For the first time, money was coming to me instead of leaving me.

What To Buy When You’re Just Starting

You don’t need $50,000 to start buying capital.

You can buy fractional shares of companies that collect rent from millions of people every day. Apple collects a 30% tax on every app purchase. Microsoft collects subscription fees from nearly every business on earth. Visa collects a fee on almost every transaction.

These companies have turned human behavior into cash flow.

Start with $25. Buy a piece of a company that owns something people pay to use every day. Don’t worry about diversification or optimal allocation. Just buy one thing that generates cash flow.

Then do it again next month.

The goal isn’t to build the perfect portfolio. The goal is to start collecting cash from other people instead of only sending cash to them.

Stop Building Your Investment Philosophy. Start Stealing Theirs. - illustration 4

If You’re Tired Of Staying Poor While Working Hard

This approach isn’t for everyone.

If you’re comfortable sending your paycheck to other people’s assets every month, keep doing what you’re doing. If you enjoy crafting investment philosophies more than owning income-generating assets, that’s your choice.

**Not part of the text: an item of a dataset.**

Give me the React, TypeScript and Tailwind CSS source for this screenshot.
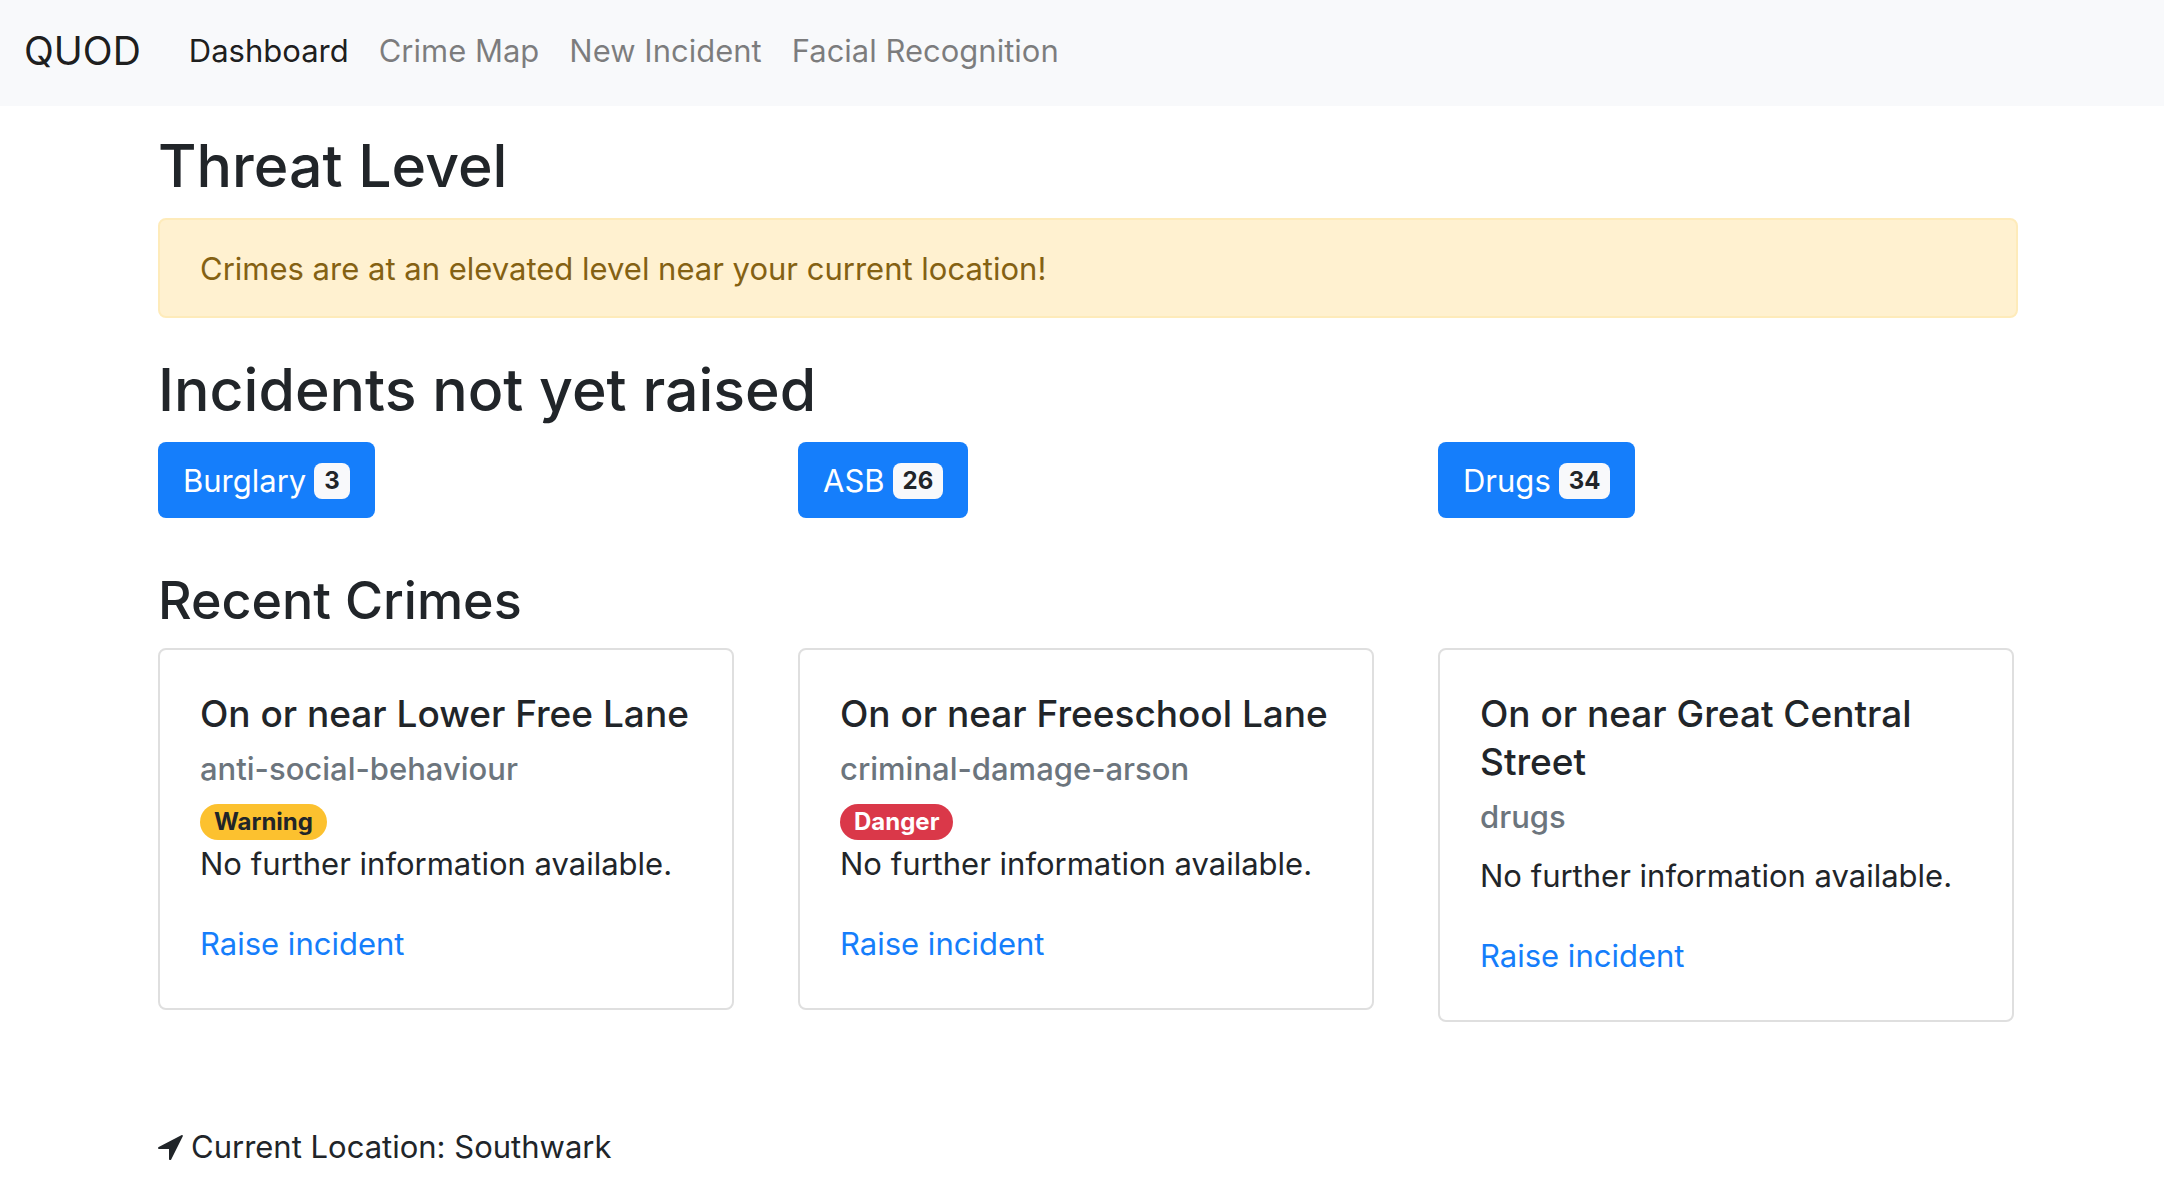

But if you’re tired of building wealth for everyone except yourself, start asking different questions.

Stop asking: “What’s the best investment strategy?”

Start asking: “What can I buy that people will pay me for owning?”

The One Thing To Remember

Your investment philosophy doesn’t matter if you’re still sending all your money to other people’s investments. Rich people don’t get rich because they have better investment strategies. They get rich because they buy things that generate cash flow while poor people pay for things that generate cash flow for others. The question isn’t how to invest your money. The question is what to buy that makes you money.

• Before paying any bill this month, buy $50 worth of dividend-paying stock or REITs

• Replace one monthly subscription with fractional shares of the company that provides that service

• Ask yourself: “Am I buying something that pays me, or something that I pay for?”